### DATA EXCERPT:
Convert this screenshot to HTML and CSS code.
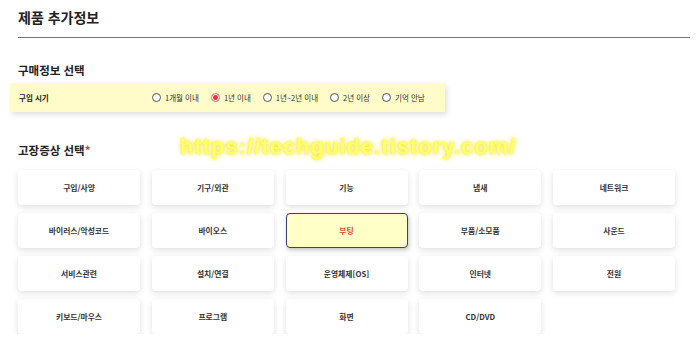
FILE: index.html
```html
<!DOCTYPE html>
<html lang="ko">
<head>
    <meta charset="UTF-8">
    <meta name="viewport" content="width=device-width, initial-scale=1.0">
    <title>제품 추가정보</title>
    <link rel="stylesheet" href="styles.css">
</head>
<body>
    <div class="page">
        <h1 class="page-title">제품 추가정보</h1>

        <section class="block">
            <h2 class="block-title">구매정보 선택</h2>
            <div class="purchase-bar">
                <span class="bar-label">구입 시기</span>
                <div class="radio-group">
                    <label class="radio"><span class="dot"></span>1개월 이내</label>
                    <label class="radio checked"><span class="dot"></span>1년 이내</label>
                    <label class="radio"><span class="dot"></span>1년~2년 이내</label>
                    <label class="radio"><span class="dot"></span>2년 이상</label>
                    <label class="radio"><span class="dot"></span>기억 안남</label>
                </div>
            </div>
        </section>

        <section class="block symptoms">
            <h2 class="block-title">고장증상 선택<span class="req">*</span></h2>
            <div class="watermark">https://techguide.tistory.com/</div>
            <div class="symptom-grid">
                <button class="symptom">구입/사양</button>
                <button class="symptom">기구/외관</button>
                <button class="symptom">기능</button>
                <button class="symptom">냄새</button>
                <button class="symptom">네트워크</button>
                <button class="symptom">바이러스/악성코드</button>
                <button class="symptom">바이오스</button>
                <button class="symptom selected">부팅</button>
                <button class="symptom">부품/소모품</button>
                <button class="symptom">사운드</button>
                <button class="symptom">서비스관련</button>
                <button class="symptom">설치/연결</button>
                <button class="symptom">운영체제[OS]</button>
                <button class="symptom">인터넷</button>
                <button class="symptom">전원</button>
                <button class="symptom">키보드/마우스</button>
                <button class="symptom">프로그램</button>
                <button class="symptom">화면</button>
                <button class="symptom">CD/DVD</button>
            </div>
        </section>
    </div>
</body>
</html>
```

FILE: styles.css
```css
body {
    margin: 0;
    background: #fff;
    color: #222;
    font-family: "Noto Sans CJK KR", "Noto Sans", sans-serif;
}

.page {
    padding: 6px 10px 0 18px;
}

.page-title {
    margin: 0;
    font-size: 14px;
    font-weight: 700;
    line-height: 22px;
    padding-bottom: 9px;
    border-bottom: 1px solid #777;
}

.block {
    position: relative;
}

.block-title {
    margin: 0;
    font-size: 11.5px;
    font-weight: 700;
    line-height: 16px;
}

.block:first-of-type {
    padding-top: 24px;
}

.purchase-bar {
    display: flex;
    align-items: center;
    width: 426px;
    height: 29px;
    margin: 5px 0 0 -8px;
    padding-left: 9px;
    background: #fffcc9;
    box-shadow: 2px 3px 5px rgba(0,0,0,0.12);
}

.bar-label {
    width: 133px;
    font-size: 7.5px;
    font-weight: 700;
}

.radio-group {
    display: flex;
    gap: 12px;
}

.radio {
    display: flex;
    align-items: center;
    gap: 4px;
    font-size: 7.5px;
    color: #333;
}

.dot {
    width: 7px;
    height: 7px;
    border: 1px solid #555;
    border-radius: 50%;
    background: #fff;
}

.radio.checked .dot {
    background: #e03535;
    border-color: #e89090;
    box-shadow: inset 0 0 0 1px #fff;
}

.symptoms {
    padding-top: 30px;
}

.req {
    color: #e33;
}

.watermark {
    position: absolute;
    top: 22px;
    left: 162px;
    font-family: "Liberation Sans", sans-serif;
    font-size: 22px;
    font-weight: 700;
    letter-spacing: 1px;
    color: #ffff66;
    text-shadow: 0 0 3px #f4e22a, 0 0 6px #f6e860;
    white-space: nowrap;
}

.symptom-grid {
    display: grid;
    grid-template-columns: repeat(5, 122px);
    column-gap: 11.75px;
    row-gap: 8px;
    margin-top: 12px;
}

.symptom {
    height: 35px;
    border: none;
    border-radius: 4px;
    background: #fff;
    box-shadow: 0 2px 6px rgba(0,0,0,0.13);
    font-family: inherit;
    font-size: 7.8px;
    font-weight: 700;
    color: #333;
}

.symptom.selected {
    background: #ffffc8;
    border: 1.5px solid #3b3f88;
    color: #d9502c;
    box-shadow: 1px 2px 4px rgba(0,0,0,0.25);
}
```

### GIVEN EXERCISE:
Output all of the data exactly as it stands, minus any images.

### WRITTEN ANSWER:
Convert this screenshot to HTML and CSS code.
FILE: index.html
```html
<!DOCTYPE html>
<html lang="ko">
<head>
    <meta charset="UTF-8">
    <meta name="viewport" content="width=device-width, initial-scale=1.0">
    <title>제품 추가정보</title>
    <link rel="stylesheet" href="styles.css">
</head>
<body>
    <div class="page">
        <h1 class="page-title">제품 추가정보</h1>

        <section class="block">
            <h2 class="block-title">구매정보 선택</h2>
            <div class="purchase-bar">
                <span class="bar-label">구입 시기</span>
                <div class="radio-group">
                    <label class="radio"><span class="dot"></span>1개월 이내</label>
                    <label class="radio checked"><span class="dot"></span>1년 이내</label>
                    <label class="radio"><span class="dot"></span>1년~2년 이내</label>
                    <label class="radio"><span class="dot"></span>2년 이상</label>
                    <label class="radio"><span class="dot"></span>기억 안남</label>
                </div>
            </div>
        </section>

        <section class="block symptoms">
            <h2 class="block-title">고장증상 선택<span class="req">*</span></h2>
            <div class="watermark">https://techguide.tistory.com/</div>
            <div class="symptom-grid">
                <button class="symptom">구입/사양</button>
                <button class="symptom">기구/외관</button>
                <button class="symptom">기능</button>
                <button class="symptom">냄새</button>
                <button class="symptom">네트워크</button>
                <button class="symptom">바이러스/악성코드</button>
                <button class="symptom">바이오스</button>
                <button class="symptom selected">부팅</button>
                <button class="symptom">부품/소모품</button>
                <button class="symptom">사운드</button>
                <button class="symptom">서비스관련</button>
                <button class="symptom">설치/연결</button>
                <button class="symptom">운영체제[OS]</button>
                <button class="symptom">인터넷</button>
                <button class="symptom">전원</button>
                <button class="symptom">키보드/마우스</button>
                <button class="symptom">프로그램</button>
                <button class="symptom">화면</button>
                <button class="symptom">CD/DVD</button>
            </div>
        </section>
    </div>
</body>
</html>
```

FILE: styles.css
```css
body {
    margin: 0;
    background: #fff;
    color: #222;
    font-family: "Noto Sans CJK KR", "Noto Sans", sans-serif;
}

.page {
    padding: 6px 10px 0 18px;
}

.page-title {
    margin: 0;
    font-size: 14px;
    font-weight: 700;
    line-height: 22px;
    padding-bottom: 9px;
    border-bottom: 1px solid #777;
}

.block {
    position: relative;
}

.block-title {
    margin: 0;
    font-size: 11.5px;
    font-weight: 700;
    line-height: 16px;
}

.block:first-of-type {
    padding-top: 24px;
}

.purchase-bar {
    display: flex;
    align-items: center;
    width: 426px;
    height: 29px;
    margin: 5px 0 0 -8px;
    padding-left: 9px;
    background: #fffcc9;
    box-shadow: 2px 3px 5px rgba(0,0,0,0.12);
}

.bar-label {
    width: 133px;
    font-size: 7.5px;
    font-weight: 700;
}

.radio-group {
    display: flex;
    gap: 12px;
}

.radio {
    display: flex;
    align-items: center;
    gap: 4px;
    font-size: 7.5px;
    color: #333;
}

.dot {
    width: 7px;
    height: 7px;
    border: 1px solid #555;
    border-radius: 50%;
    background: #fff;
}

.radio.checked .dot {
    background: #e03535;
    border-color: #e89090;
    box-shadow: inset 0 0 0 1px #fff;
}

.symptoms {
    padding-top: 30px;
}

.req {
    color: #e33;
}

.watermark {
    position: absolute;
    top: 22px;
    left: 162px;
    font-family: "Liberation Sans", sans-serif;
    font-size: 22px;
    font-weight: 700;
    letter-spacing: 1px;
    color: #ffff66;
    text-shadow: 0 0 3px #f4e22a, 0 0 6px #f6e860;
    white-space: nowrap;
}

.symptom-grid {
    display: grid;
    grid-template-columns: repeat(5, 122px);
    column-gap: 11.75px;
    row-gap: 8px;
    margin-top: 12px;
}

.symptom {
    height: 35px;
    border: none;
    border-radius: 4px;
    background: #fff;
    box-shadow: 0 2px 6px rgba(0,0,0,0.13);
    font-family: inherit;
    font-size: 7.8px;
    font-weight: 700;
    color: #333;
}

.symptom.selected {
    background: #ffffc8;
    border: 1.5px solid #3b3f88;
    color: #d9502c;
    box-shadow: 1px 2px 4px rgba(0,0,0,0.25);
}
```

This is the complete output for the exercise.